By S. Agnes’ martyrdom, she had only gone beforehand ‘in the sign of faith.’ The lives of saints are an exposition of the faith of Jesus Christ. The fairness of Christianity is that women are regarded as equally gifted with holiness as men are and all true, without prejudice, both are evenly loved by God. When a list of the Roman church martyrs perished during the great persecution of Diocletian was compiled around 336, it marked the first inscription of Sancta Agnes, the fair Roman maiden with an air of saintly dignity blended with the most benign sweetness.  
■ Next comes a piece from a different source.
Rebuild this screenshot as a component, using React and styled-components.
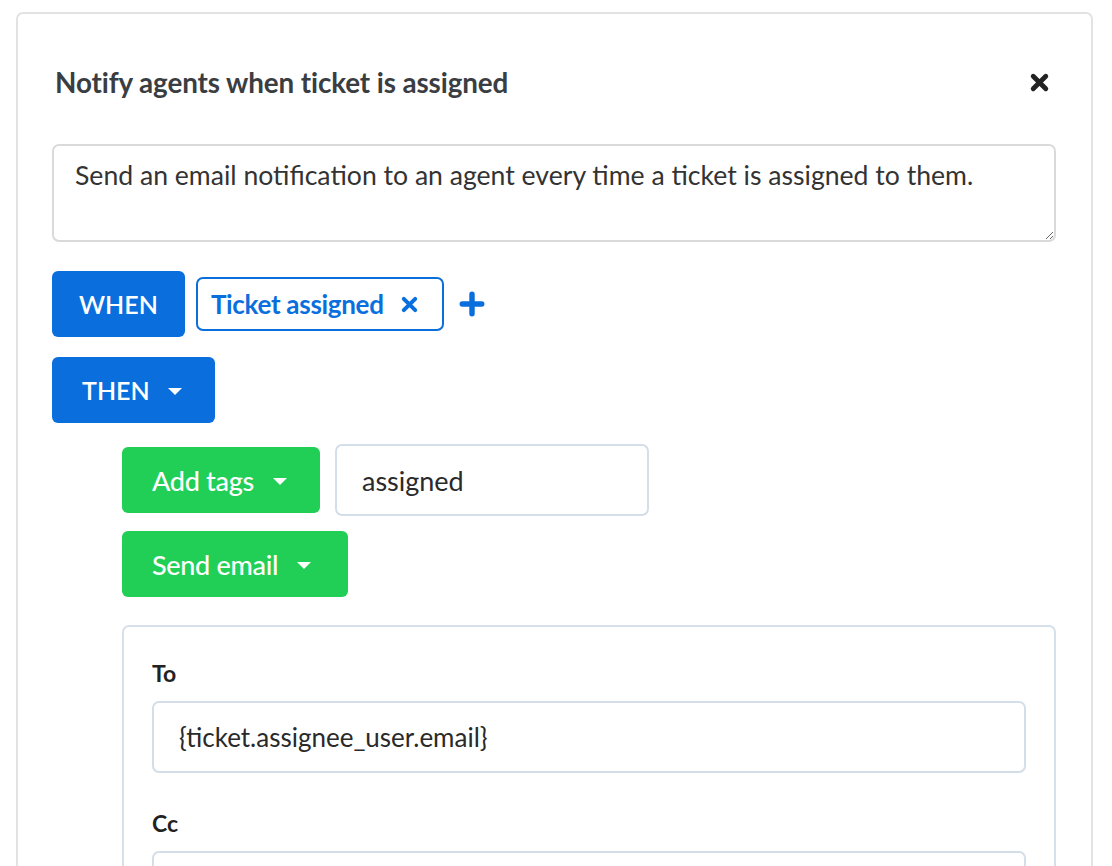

Jo                                                                                (Continued in Part II)

Notes:

  1. We do not know with certainty in which persecution Agnes won the martyr’s crown. This incident is variously placed during periods of severe persecution under: Caius Trajanus Decius (249-251); Publius Licinius Valerianus (257-260); Gaius Valerius Diocletian (303-305).
  2. Circo Agonale: The Agonale Circus (Stadium Domitiani) was built on the site of the great circus of Tarquin the elder. In the course of time, the area fell into ruins. Under Pope Callixtus II (1065-1124), the Church of Sant’Agnese in Agone was built there and consecrated on 28 January 1123.
  3. Vesta (Hestia in Greek) is the Virgin goddess of the hearth and home in the Roman religion. She is one among the 12 superior Roman divinities (Dii majorum gentium) collectively known as Dii Consentes – the others being: Jünõ, Minerva, Cërês, Diana, Vënus, Mars, Mercürius, Diovis, Neptünus, Vulcanus, Apollõ. The worship of Vesta survived to the last days of paganism before it was abolished by pious Roman Emperor Gratian (Augustus Grãtiãnus, 359-383) in 382 A.D, a year prior to his assassination for his enmity to the Pagan superstition.
  4. The source of this account relates to the Latin ‘Acts‘ and the Ambrosian hymn.